Evalica [ɛˈʋalit͡sa] (eh-vah-lee-tsah) is an evaluation toolkit for statistical analysis, combining fast Rust implementations with Python APIs for ranking, reliability, and uncertainty estimation. Evalica is fully compatible with NumPy arrays and pandas data frames.

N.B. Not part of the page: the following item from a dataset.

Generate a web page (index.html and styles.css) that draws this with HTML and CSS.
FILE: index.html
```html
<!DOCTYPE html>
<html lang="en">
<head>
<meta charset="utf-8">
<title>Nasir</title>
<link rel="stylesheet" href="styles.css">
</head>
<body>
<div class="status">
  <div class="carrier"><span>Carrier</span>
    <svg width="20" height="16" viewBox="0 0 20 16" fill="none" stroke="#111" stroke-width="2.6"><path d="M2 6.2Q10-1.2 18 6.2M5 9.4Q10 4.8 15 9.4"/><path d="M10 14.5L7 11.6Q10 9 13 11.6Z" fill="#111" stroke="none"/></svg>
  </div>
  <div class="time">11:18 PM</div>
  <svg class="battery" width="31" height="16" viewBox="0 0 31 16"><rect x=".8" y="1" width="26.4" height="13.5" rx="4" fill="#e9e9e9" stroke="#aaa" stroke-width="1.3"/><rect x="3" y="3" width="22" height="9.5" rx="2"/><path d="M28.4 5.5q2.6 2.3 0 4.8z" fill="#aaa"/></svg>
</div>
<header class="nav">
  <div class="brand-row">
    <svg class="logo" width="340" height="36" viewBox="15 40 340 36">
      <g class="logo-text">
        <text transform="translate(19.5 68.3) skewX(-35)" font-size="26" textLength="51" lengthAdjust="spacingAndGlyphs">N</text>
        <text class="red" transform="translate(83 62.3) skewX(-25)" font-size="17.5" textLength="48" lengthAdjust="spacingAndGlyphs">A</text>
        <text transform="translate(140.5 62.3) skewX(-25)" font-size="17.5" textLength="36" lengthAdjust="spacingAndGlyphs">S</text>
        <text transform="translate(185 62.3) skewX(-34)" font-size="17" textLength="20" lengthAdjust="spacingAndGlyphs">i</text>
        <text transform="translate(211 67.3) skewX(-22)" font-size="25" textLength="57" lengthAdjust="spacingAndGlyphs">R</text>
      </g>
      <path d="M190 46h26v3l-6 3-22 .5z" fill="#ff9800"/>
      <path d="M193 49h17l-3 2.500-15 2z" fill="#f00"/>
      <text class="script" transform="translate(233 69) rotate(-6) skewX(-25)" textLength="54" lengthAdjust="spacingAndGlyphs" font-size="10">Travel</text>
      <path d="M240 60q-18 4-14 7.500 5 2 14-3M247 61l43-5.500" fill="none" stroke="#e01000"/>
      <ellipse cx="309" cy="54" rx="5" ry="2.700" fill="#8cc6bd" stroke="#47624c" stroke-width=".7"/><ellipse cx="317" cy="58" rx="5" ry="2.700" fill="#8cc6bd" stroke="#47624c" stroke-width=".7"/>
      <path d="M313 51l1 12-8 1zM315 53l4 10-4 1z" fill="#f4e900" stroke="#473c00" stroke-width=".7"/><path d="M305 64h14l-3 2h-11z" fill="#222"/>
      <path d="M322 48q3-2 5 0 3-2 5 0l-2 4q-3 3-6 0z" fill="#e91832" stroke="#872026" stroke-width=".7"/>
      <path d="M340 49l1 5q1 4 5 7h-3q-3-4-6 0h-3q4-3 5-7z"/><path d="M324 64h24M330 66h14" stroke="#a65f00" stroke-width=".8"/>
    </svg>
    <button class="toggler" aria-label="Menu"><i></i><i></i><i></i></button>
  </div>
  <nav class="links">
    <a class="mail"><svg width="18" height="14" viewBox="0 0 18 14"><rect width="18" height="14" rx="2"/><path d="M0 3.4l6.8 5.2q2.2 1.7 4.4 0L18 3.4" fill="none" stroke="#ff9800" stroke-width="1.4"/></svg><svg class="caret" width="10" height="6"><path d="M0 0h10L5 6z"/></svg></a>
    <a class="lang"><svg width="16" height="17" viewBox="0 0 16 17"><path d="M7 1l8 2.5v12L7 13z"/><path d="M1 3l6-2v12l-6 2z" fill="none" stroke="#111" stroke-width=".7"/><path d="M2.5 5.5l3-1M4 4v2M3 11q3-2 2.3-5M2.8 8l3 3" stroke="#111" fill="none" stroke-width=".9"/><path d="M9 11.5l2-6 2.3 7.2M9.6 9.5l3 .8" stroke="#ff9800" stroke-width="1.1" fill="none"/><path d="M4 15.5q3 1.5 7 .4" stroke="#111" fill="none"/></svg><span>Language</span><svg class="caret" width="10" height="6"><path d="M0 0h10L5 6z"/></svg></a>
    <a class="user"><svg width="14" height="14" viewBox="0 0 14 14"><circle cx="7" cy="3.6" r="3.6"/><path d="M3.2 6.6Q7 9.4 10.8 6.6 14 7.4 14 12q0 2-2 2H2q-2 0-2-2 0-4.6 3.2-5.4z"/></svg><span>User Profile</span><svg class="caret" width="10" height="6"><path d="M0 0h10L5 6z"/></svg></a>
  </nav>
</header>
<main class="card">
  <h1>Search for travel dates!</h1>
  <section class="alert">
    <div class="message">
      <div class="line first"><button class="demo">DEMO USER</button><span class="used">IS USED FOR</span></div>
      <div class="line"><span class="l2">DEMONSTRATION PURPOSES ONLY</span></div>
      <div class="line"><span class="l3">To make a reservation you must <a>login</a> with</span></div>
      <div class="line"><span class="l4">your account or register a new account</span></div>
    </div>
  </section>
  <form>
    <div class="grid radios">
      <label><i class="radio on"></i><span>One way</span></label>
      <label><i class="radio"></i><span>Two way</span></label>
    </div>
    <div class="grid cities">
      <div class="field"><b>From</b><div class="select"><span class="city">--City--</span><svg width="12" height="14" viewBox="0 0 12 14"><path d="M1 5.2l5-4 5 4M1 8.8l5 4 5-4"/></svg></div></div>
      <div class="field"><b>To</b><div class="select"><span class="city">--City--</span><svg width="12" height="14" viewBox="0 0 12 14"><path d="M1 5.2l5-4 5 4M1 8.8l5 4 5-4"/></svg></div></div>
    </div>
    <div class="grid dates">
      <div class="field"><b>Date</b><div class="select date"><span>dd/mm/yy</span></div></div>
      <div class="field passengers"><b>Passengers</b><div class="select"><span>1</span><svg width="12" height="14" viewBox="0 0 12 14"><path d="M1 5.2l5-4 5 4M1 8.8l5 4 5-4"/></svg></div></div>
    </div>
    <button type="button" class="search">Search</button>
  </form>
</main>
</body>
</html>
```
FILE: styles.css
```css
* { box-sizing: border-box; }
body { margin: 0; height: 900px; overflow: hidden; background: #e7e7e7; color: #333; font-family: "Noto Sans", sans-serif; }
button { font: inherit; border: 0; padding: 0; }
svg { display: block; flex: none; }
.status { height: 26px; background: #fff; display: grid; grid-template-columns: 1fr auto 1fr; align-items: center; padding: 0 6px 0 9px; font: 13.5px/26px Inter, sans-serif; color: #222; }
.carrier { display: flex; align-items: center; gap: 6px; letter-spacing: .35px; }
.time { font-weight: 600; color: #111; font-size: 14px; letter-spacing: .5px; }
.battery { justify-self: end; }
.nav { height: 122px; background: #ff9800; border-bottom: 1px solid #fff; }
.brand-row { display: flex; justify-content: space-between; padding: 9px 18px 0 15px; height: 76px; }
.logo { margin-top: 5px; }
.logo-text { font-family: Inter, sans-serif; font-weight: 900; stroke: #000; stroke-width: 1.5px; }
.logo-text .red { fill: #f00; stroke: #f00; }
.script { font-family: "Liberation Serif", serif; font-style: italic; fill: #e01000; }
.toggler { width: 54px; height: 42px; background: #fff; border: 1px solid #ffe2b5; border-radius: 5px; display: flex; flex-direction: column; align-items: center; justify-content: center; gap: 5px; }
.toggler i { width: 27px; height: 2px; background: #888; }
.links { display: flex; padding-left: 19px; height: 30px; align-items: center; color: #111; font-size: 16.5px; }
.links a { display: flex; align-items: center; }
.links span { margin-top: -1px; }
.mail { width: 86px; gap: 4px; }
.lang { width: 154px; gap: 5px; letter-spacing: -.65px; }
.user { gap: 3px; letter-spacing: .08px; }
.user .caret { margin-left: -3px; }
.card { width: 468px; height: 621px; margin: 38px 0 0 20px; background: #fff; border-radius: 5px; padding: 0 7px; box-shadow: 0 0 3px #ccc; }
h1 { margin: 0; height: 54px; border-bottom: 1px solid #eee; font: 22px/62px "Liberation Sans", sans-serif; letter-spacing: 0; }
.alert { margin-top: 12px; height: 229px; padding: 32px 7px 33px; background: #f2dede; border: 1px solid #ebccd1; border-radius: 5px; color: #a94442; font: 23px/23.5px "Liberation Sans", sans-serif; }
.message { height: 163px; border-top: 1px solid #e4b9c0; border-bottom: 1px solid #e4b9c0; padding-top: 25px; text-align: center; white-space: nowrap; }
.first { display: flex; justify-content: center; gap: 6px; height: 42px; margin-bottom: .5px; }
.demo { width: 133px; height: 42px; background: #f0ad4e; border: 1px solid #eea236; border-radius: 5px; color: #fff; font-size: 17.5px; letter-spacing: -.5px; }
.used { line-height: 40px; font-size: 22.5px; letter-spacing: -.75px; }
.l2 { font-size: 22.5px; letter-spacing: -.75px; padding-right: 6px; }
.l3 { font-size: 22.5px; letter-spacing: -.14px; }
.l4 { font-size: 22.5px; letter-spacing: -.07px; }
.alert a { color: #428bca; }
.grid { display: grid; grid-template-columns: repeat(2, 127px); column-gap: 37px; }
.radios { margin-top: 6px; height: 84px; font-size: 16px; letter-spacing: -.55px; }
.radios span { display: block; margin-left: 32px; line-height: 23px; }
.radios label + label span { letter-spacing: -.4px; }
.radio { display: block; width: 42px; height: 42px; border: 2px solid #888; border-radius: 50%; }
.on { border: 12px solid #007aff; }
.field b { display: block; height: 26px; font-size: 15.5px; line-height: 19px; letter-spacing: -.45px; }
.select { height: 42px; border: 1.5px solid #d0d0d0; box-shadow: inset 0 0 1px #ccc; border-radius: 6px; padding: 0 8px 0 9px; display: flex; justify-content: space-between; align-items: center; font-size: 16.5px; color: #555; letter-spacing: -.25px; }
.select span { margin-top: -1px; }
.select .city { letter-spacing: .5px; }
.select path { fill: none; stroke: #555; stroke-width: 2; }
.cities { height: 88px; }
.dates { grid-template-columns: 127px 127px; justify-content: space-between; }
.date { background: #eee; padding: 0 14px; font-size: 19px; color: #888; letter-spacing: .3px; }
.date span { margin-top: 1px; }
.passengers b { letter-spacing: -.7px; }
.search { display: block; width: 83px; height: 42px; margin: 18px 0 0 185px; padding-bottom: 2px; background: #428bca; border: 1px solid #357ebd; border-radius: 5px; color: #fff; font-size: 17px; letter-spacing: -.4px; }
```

The logo was created using Recraft.

Installation

  • pip: pip install evalica
  • Anaconda: conda install conda-forge::evalica
  • Cargo: cargo add evalica

Pairwise Comparisons

Imagine that we would like to rank the different meals and have the following dataset of three comparisons produced by food experts.

Item X Item Y Winner
pizza burger x
burger sushi y
pizza sushi tie

Given this hypothetical example, Evalica takes these three columns and computes the outcome of the given pairwise comparison according to the chosen model. Note that the first argument is the column Item X, the second argument is the column Item Y, and the third argument corresponds to the column Winner.

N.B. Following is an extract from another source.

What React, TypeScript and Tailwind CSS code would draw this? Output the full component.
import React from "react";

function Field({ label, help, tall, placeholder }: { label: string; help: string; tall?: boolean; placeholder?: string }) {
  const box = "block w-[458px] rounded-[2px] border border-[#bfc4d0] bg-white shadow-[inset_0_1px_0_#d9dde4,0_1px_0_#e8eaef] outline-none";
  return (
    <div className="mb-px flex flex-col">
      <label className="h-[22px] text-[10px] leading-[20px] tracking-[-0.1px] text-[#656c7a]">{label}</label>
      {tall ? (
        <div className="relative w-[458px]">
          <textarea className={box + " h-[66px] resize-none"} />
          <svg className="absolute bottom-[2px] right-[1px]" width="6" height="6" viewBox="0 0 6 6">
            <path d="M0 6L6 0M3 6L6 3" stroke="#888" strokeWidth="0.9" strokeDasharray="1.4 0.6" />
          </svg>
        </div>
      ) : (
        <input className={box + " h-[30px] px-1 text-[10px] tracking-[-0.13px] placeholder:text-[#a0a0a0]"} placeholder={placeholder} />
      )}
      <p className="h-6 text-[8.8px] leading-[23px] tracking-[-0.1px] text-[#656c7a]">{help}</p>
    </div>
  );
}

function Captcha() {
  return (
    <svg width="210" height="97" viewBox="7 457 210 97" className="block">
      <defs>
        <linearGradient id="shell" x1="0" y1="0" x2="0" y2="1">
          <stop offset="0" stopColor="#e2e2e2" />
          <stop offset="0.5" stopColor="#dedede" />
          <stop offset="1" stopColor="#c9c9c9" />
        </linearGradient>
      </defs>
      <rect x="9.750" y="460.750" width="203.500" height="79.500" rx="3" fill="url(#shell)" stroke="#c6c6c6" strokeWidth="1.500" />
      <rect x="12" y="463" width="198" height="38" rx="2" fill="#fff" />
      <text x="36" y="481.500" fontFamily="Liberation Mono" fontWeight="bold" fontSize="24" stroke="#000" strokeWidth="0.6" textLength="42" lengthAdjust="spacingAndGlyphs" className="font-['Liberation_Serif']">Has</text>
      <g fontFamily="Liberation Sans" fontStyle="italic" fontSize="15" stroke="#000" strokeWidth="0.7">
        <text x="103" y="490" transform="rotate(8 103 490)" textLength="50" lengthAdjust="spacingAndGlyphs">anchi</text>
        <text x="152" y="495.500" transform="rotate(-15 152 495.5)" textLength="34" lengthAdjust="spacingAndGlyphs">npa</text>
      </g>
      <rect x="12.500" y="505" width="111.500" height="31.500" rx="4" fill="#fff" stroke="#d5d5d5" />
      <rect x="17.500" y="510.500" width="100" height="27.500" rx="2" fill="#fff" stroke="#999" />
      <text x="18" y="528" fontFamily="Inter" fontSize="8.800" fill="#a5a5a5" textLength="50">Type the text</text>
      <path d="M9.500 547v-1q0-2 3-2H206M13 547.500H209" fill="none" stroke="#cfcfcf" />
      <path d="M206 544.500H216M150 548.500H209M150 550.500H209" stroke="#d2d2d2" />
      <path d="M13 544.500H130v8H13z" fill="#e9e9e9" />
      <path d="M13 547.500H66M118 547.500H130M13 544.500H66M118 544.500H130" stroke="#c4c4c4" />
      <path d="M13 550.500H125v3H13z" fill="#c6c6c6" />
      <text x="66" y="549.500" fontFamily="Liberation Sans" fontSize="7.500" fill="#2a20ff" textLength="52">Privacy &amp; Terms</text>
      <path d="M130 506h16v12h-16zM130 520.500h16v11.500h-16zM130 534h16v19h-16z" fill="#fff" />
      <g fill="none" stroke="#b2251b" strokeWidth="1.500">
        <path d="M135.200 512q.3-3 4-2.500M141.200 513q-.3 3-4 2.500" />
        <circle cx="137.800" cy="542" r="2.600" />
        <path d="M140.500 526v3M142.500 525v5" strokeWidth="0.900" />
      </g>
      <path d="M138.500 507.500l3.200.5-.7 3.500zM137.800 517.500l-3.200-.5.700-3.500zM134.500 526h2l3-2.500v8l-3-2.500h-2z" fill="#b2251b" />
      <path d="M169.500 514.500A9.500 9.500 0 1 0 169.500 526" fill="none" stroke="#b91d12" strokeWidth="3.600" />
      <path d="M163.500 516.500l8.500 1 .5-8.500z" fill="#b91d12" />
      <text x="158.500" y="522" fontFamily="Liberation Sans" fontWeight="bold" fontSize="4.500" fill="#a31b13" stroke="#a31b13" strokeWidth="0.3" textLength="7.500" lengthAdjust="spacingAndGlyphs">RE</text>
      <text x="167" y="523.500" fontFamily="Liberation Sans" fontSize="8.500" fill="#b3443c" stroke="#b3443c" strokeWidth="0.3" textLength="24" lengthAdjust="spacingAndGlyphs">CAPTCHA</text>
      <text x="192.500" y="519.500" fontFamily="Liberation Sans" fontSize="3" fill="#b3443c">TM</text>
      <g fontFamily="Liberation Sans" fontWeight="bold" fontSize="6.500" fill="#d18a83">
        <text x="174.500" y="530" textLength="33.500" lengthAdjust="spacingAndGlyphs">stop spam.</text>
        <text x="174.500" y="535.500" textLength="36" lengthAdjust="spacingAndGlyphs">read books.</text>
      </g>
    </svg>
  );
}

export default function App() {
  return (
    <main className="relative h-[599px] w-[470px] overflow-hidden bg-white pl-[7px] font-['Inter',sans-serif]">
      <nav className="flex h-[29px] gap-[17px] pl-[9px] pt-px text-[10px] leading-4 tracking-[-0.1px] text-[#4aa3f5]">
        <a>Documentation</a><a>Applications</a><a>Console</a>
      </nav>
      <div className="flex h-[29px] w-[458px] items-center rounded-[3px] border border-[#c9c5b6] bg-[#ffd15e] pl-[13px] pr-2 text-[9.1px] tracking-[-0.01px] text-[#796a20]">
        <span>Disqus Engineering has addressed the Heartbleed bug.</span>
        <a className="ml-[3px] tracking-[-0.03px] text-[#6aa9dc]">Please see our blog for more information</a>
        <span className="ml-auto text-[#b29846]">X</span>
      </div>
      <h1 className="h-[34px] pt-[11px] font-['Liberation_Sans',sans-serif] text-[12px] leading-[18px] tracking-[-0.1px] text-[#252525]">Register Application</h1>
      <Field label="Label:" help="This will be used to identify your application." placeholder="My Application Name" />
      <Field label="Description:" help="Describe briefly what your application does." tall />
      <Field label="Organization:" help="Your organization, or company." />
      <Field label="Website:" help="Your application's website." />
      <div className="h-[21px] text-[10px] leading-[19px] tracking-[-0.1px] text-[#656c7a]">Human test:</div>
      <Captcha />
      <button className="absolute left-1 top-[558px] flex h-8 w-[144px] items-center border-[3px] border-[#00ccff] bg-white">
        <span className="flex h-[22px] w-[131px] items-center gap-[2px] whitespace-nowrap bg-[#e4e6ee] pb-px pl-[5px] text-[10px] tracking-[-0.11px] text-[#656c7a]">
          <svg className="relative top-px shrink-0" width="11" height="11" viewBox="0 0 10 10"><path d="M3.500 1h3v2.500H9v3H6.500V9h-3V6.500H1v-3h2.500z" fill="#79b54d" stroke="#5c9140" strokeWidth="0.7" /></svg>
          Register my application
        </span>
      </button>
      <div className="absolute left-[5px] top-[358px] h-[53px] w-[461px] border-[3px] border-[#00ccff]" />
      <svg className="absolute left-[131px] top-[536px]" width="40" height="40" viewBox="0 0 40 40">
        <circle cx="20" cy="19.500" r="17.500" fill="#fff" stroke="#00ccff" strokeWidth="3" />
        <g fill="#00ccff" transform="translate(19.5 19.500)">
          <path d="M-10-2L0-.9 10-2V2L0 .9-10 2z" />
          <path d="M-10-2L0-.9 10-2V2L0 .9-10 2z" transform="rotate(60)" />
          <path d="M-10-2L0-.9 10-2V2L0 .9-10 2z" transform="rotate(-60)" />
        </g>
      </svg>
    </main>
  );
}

>>> from evalica import elo, Winner
>>> result = elo(
...     ['pizza', 'burger', 'pizza'],
...     ['burger', 'sushi', 'sushi'],
...     [Winner.X, Winner.Y, Winner.Draw],
... )
>>> result.scores
pizza     1014.972058
burger     970.647200
sushi     1014.380742
Name: elo, dtype: float64

As a result, we obtain Elo scores of our items. In this example, pizza was the most favoured item, sushi was the runner-up, and burger was the least preferred item.

Item Score
pizza 1014.97
burger 970.65
sushi 1014.38

Inter-Rater Reliability

Evalica also supports computing Krippendorff's alpha, a statistical measure of inter-rater reliability. Unlike pairwise comparisons, alpha accepts a matrix where rows represent raters (observers) and columns represent units (items being rated).

>>> import pandas as pd
>>> from evalica import alpha
>>> data = pd.DataFrame([
...     [1, 1, None, 1],
...     [2, 2, 3, 2],
...     [3, 3, 3, 3],
...     [3, 3, 3, 3],
...     [2, 2, 2, 2],
...     [1, 2, 3, 4],
...     [4, 4, 4, 4],
...     [1, 1, 2, 1],
...     [2, 2, 2, 2],
...     [None, 5, 5, 5],
...     [None, None, 1, 1],
... ]).T
>>> result = alpha(data, distance='nominal')
>>> result.alpha
0.7434210526315788
>>> from evalica import alpha_bootstrap
>>> bootstrap_result = alpha_bootstrap(data, distance='nominal', n_resamples=1000, random_state=42)
>>> (bootstrap_result.low, bootstrap_result.high)
(0.4431818181818182, 0.9411764705882353)

This example demonstrates computing alpha and its bootstrap confidence intervals with nominal distance for categorical ratings. Evalica supports multiple distance metrics: nominal, ordinal, interval, ratio, or custom distance functions.

Command-Line Interface

Evalica also provides a simple command-line interface, allowing the use of these methods in shell scripts and for prototyping.

Pairwise Ranking

$ evalica -i food.csv pairwise bradley-terry
item,score,rank
Tacos,2.509025136024378,1
Sushi,1.1011561298265815,2
Burger,0.8549063627182466,3
Pasta,0.7403814336665869,4
Pizza,0.5718366915548537,5

Refer to the food.csv file as an input example.

Krippendorff's Alpha

For Krippendorff's alpha, use a CSV file with ratings in a matrix format (no header):

$ evalica -i codings.csv alpha --distance=nominal
metric,value
alpha,0.743421052631579
observed,7.999999999999999
expected,31.179487179487182

Web Application

Evalica has a built-in Gradio application that can be launched as python3 -m evalica.gradio. Please ensure that the library was installed as pip install evalica[gradio].

Implemented Methods

Method In Python In Rust
Counting
Average Win Rate
Bradley–Terry
Elo
Eigenvalue
PageRank
Newman
Krippendorff's Alpha

Contributing

Evalica is a mixed Rust/Python project that uses PyO3, so it requires setting up the Maturin build system.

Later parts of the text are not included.